**TASK DETAILS**
From the listing below, copy every line with the word "screenshot".

Web page code records:
-*-

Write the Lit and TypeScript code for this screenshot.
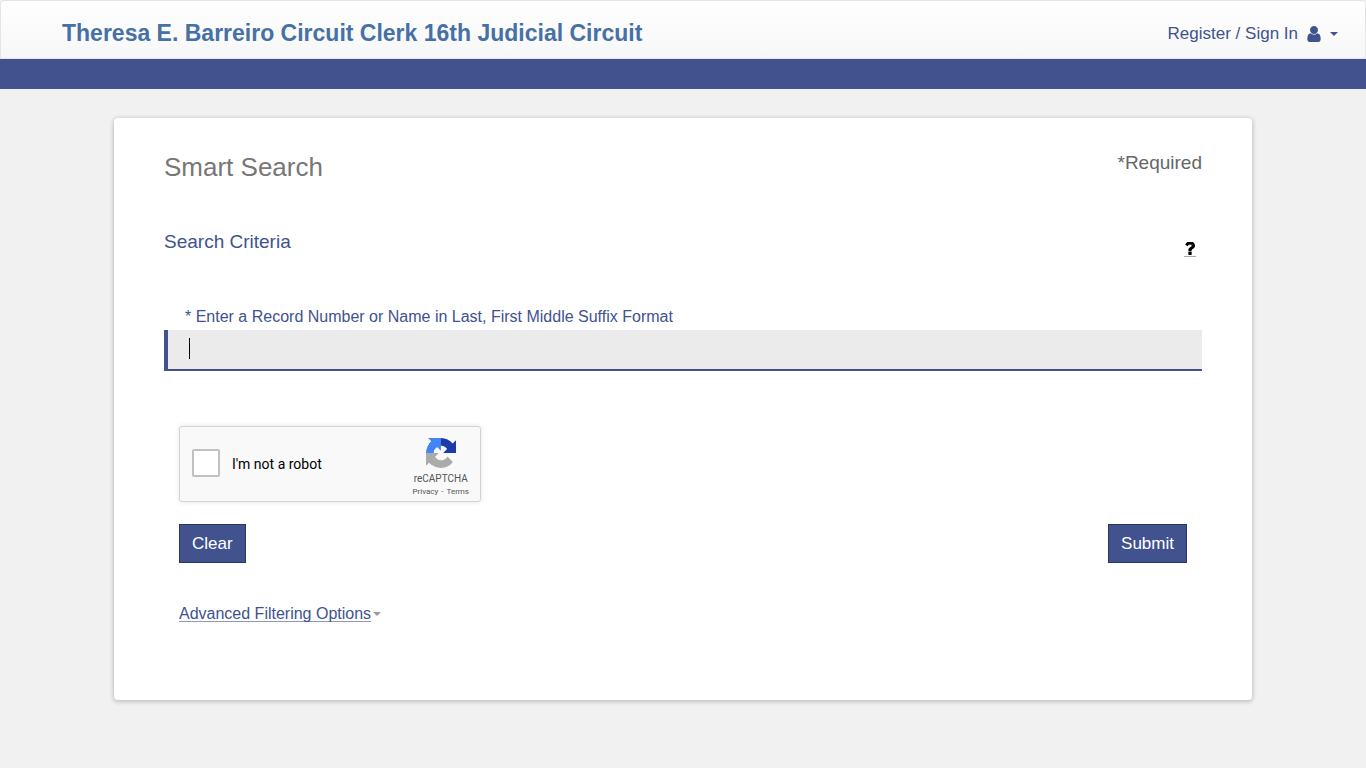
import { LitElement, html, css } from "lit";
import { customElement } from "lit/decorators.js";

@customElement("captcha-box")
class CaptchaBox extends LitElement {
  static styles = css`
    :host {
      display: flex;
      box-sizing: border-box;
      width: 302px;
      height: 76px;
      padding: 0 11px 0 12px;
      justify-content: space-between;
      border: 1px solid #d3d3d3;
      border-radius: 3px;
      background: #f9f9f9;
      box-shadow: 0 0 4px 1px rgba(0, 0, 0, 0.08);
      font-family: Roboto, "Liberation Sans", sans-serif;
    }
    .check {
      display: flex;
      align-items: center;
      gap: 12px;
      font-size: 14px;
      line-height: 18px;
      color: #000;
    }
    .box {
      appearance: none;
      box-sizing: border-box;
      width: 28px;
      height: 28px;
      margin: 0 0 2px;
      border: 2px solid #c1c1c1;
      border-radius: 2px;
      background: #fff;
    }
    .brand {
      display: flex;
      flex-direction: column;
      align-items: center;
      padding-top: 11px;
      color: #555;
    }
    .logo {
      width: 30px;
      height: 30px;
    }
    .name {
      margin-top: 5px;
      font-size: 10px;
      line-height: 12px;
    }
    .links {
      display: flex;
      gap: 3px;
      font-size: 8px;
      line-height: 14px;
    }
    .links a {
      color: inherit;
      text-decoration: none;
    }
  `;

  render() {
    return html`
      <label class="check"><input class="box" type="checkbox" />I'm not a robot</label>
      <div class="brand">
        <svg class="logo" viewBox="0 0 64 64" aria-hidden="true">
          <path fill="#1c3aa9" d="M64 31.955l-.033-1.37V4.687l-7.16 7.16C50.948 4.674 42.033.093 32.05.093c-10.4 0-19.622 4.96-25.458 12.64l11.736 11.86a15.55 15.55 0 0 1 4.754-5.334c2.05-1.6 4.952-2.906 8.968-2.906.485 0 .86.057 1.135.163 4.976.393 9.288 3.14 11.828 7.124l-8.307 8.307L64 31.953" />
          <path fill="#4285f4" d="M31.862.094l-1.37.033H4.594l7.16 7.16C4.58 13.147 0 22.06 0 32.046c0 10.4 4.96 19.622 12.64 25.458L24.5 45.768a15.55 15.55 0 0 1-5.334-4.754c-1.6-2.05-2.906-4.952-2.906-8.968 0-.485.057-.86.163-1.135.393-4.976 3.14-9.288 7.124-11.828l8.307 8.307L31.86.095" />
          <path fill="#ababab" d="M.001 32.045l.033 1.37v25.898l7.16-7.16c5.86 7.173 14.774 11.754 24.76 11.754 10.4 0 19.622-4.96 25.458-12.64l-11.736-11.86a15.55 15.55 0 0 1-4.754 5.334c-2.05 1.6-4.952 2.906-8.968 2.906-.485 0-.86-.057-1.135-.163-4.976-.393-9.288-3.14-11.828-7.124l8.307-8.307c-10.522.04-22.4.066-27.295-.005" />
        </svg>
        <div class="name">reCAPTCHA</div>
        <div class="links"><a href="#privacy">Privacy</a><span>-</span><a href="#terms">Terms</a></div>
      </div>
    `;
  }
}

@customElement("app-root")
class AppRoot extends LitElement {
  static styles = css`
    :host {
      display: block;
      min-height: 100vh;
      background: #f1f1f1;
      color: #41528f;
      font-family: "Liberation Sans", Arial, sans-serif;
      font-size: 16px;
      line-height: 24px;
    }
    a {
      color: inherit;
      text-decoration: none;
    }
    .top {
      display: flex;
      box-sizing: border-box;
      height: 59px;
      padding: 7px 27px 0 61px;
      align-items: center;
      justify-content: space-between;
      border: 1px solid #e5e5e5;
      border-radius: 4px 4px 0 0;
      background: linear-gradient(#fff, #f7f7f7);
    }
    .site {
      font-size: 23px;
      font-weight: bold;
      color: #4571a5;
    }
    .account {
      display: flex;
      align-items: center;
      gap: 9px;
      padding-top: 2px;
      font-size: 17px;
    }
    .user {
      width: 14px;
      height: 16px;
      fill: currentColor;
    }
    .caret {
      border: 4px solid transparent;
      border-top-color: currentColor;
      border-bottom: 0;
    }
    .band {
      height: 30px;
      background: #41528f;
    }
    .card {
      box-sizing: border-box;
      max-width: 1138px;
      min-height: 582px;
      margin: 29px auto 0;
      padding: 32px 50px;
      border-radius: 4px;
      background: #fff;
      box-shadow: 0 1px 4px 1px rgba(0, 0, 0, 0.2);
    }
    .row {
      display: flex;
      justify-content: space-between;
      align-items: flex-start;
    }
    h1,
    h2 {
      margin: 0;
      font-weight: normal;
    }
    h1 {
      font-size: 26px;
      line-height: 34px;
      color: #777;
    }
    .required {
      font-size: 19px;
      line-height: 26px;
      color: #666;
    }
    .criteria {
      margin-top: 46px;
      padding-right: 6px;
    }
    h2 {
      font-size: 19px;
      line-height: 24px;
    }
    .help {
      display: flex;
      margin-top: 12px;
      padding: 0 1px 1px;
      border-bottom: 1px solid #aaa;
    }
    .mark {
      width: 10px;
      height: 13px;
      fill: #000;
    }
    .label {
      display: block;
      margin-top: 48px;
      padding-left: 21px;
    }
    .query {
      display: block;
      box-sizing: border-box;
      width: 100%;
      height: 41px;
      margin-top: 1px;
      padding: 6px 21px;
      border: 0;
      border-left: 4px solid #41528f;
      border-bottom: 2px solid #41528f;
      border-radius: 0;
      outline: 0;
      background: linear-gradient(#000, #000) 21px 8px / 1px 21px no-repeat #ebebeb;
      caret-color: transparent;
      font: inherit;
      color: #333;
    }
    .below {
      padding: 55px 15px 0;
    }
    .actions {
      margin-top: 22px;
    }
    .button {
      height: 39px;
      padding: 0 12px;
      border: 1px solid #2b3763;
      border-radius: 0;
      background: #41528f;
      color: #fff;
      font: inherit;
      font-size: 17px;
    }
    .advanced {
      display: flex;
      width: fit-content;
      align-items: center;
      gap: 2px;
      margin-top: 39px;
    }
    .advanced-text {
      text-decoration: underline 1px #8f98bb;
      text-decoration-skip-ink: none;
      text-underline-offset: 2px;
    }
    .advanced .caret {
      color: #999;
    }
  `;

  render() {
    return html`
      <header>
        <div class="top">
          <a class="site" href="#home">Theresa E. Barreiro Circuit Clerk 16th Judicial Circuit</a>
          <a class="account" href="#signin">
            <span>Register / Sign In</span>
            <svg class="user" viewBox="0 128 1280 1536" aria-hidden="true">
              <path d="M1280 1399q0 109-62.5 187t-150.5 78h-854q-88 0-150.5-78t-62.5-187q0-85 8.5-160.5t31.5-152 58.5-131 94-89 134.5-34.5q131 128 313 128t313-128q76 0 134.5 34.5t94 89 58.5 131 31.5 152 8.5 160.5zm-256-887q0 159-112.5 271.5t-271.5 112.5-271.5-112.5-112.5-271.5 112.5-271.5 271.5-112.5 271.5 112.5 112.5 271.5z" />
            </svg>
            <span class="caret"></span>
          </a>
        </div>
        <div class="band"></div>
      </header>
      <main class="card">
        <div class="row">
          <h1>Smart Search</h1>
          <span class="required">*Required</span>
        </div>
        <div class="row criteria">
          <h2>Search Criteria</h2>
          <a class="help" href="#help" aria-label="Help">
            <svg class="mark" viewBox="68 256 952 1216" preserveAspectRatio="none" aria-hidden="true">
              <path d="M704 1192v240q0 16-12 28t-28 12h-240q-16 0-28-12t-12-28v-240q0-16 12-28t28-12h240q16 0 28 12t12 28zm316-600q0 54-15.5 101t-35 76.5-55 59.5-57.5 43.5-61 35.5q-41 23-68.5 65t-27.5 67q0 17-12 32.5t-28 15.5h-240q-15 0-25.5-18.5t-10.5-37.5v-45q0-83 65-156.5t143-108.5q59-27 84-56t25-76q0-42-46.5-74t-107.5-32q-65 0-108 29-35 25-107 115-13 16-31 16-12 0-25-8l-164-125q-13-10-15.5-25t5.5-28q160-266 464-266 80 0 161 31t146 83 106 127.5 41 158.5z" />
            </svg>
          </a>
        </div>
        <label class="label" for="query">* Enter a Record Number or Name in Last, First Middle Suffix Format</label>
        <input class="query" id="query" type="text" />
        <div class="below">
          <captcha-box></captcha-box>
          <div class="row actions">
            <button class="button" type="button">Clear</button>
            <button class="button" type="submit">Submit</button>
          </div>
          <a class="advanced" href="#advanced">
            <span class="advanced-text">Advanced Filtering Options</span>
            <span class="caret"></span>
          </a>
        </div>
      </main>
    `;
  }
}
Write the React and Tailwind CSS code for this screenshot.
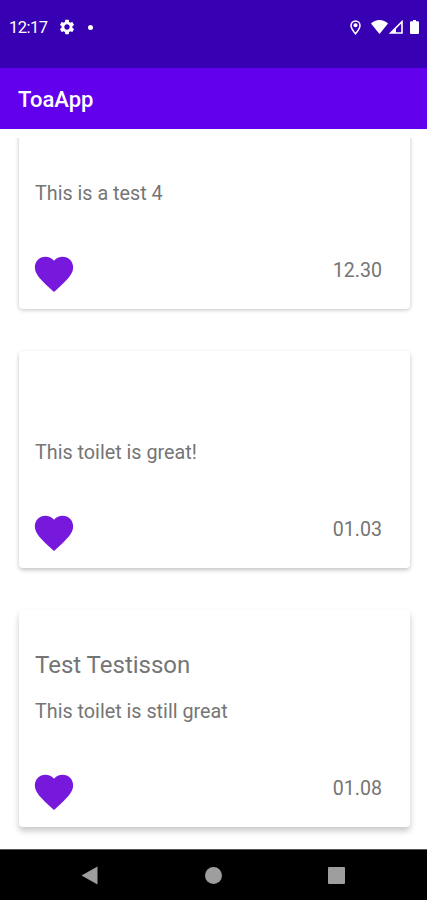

-*-

**TASK OUTPUT**
Write the Lit and TypeScript code for this screenshot.
Write the React and Tailwind CSS code for this screenshot.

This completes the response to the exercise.